Sixty applications and counting

Since the beginning of 2026, we’ve tracked more than sixty new mining and prospecting applications across the Northern and Western Cape. It’s a proverbial gold rush. Each one will require public participation, specialist studies, and a decision by the DMPR.

What we’re also noticing is another trend worth flagging. Some of the companies behind these applications have no apparent or discernible track record in mining, no online presence, and in some cases appear to be linked to multiple applications. Whether their intention is to mine, or simply to acquire and then transfer any rights acquired, the pattern raises questions about who these applications are really ultimately serving.

The cogs turn slowly

The DMPR does not approve every application. Earlier this year, it refused an application by Gauteng-based company Zuculox to prospect at Britannia Bay, near St Helena Bay. Local residents formed Action St Helena Bay, which drove a campaign that generated more than 18,000 individual objections. Outright rejections are rare, but this one showed what an organised community can achieve. Read more in our St Helena Bay blog post here.

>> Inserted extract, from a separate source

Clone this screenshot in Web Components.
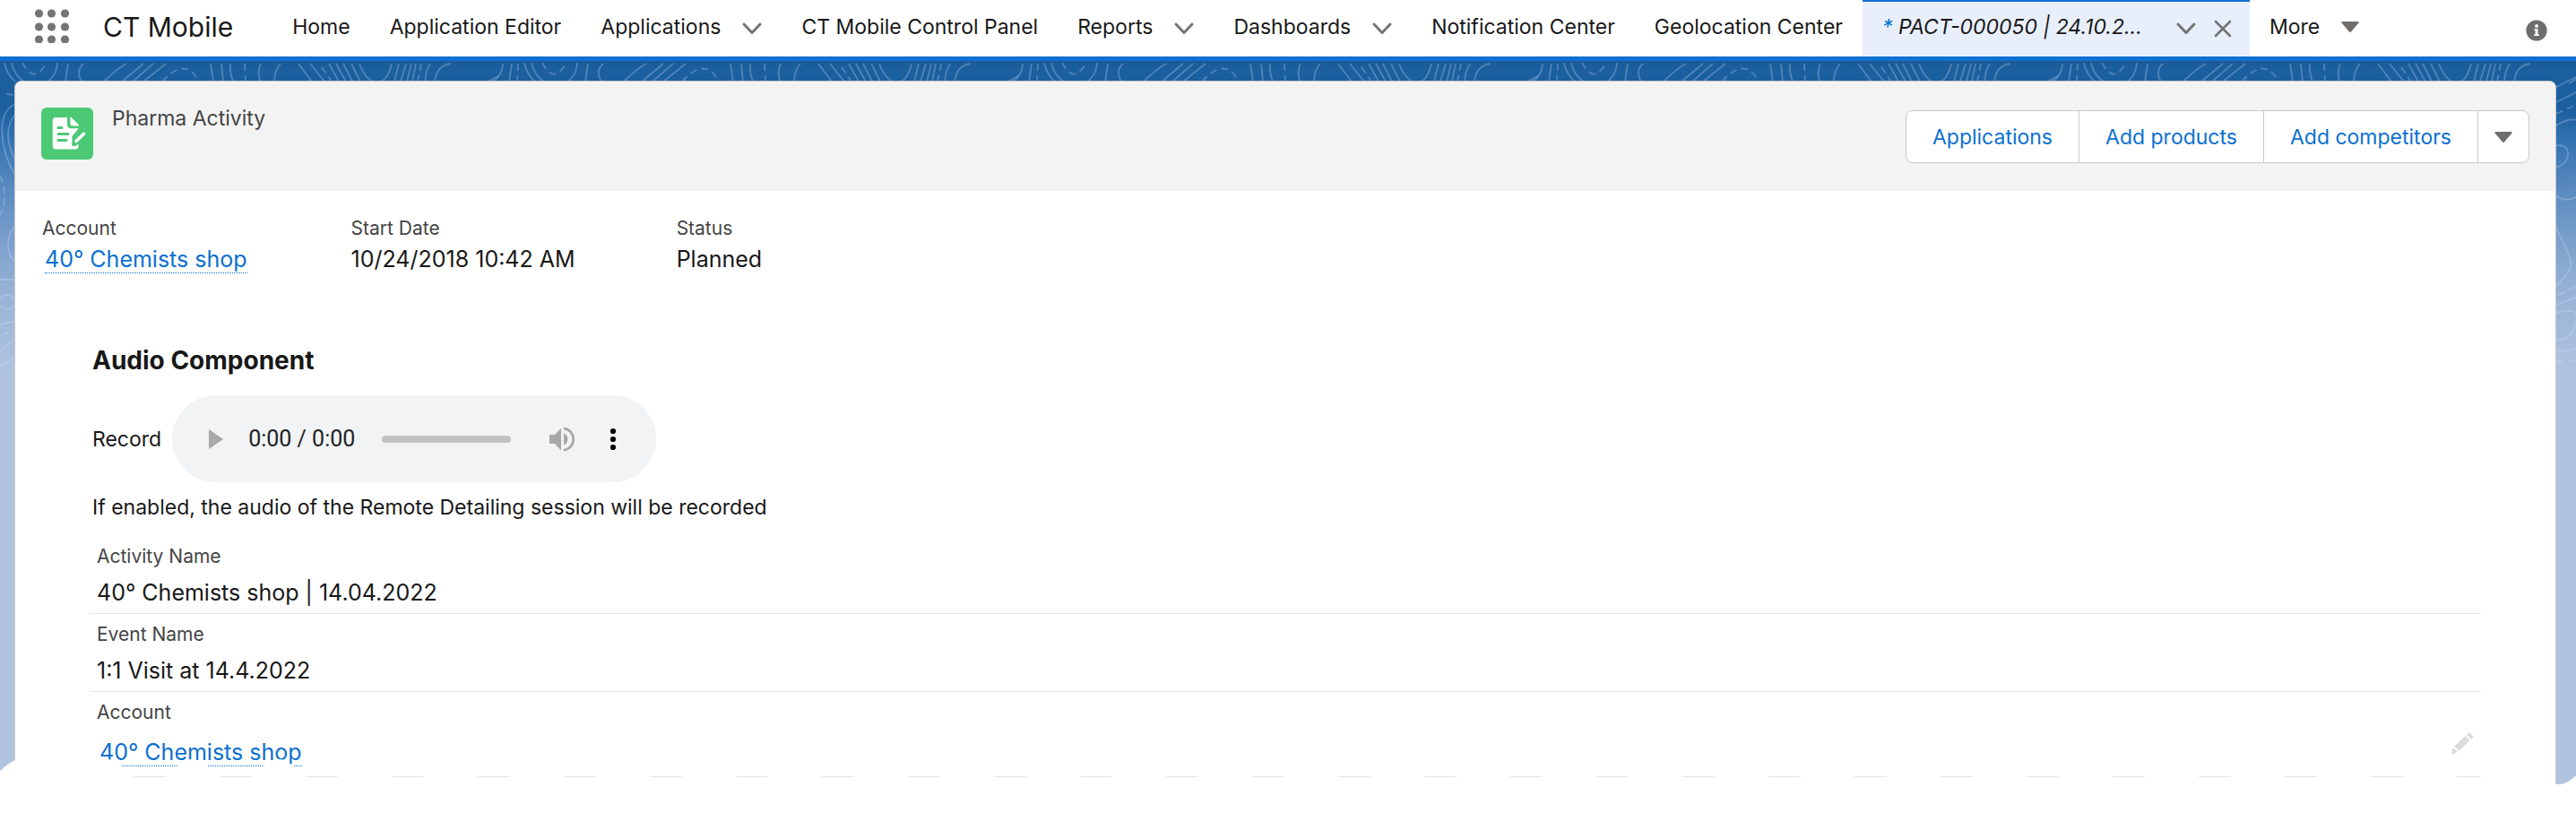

In June 2025, PTWC and six other parties lodged formal appeals against an Environmental Authorisation granted to Twiga Global Ore for prospecting near the Knersvlakte Nature Reserve in Vanrhysdorp. A year later, in June 2026, the company’s board resolved to withdraw both the Environmental Authorisation and the prospecting right application entirely. This is one less application threatening our West Coast. It is a small, but significant win, and a reminder that the public participation process and the appeals mechanism, slow as they may be, do have a real impact. Without the appeals submitted that authorisation would have proceeded, unchecked. PTWC is proud of this outcome, and proud of the broader communities, organisations and concerned citizens who continue to show up for the West Coast.

There is still much work to do, and PTWC is growing in capacity and reach to meet it. The cogs of environmental law and government administration may, sometimes, turn slowly. But they do turn, and we hope to be turning them in the right direction.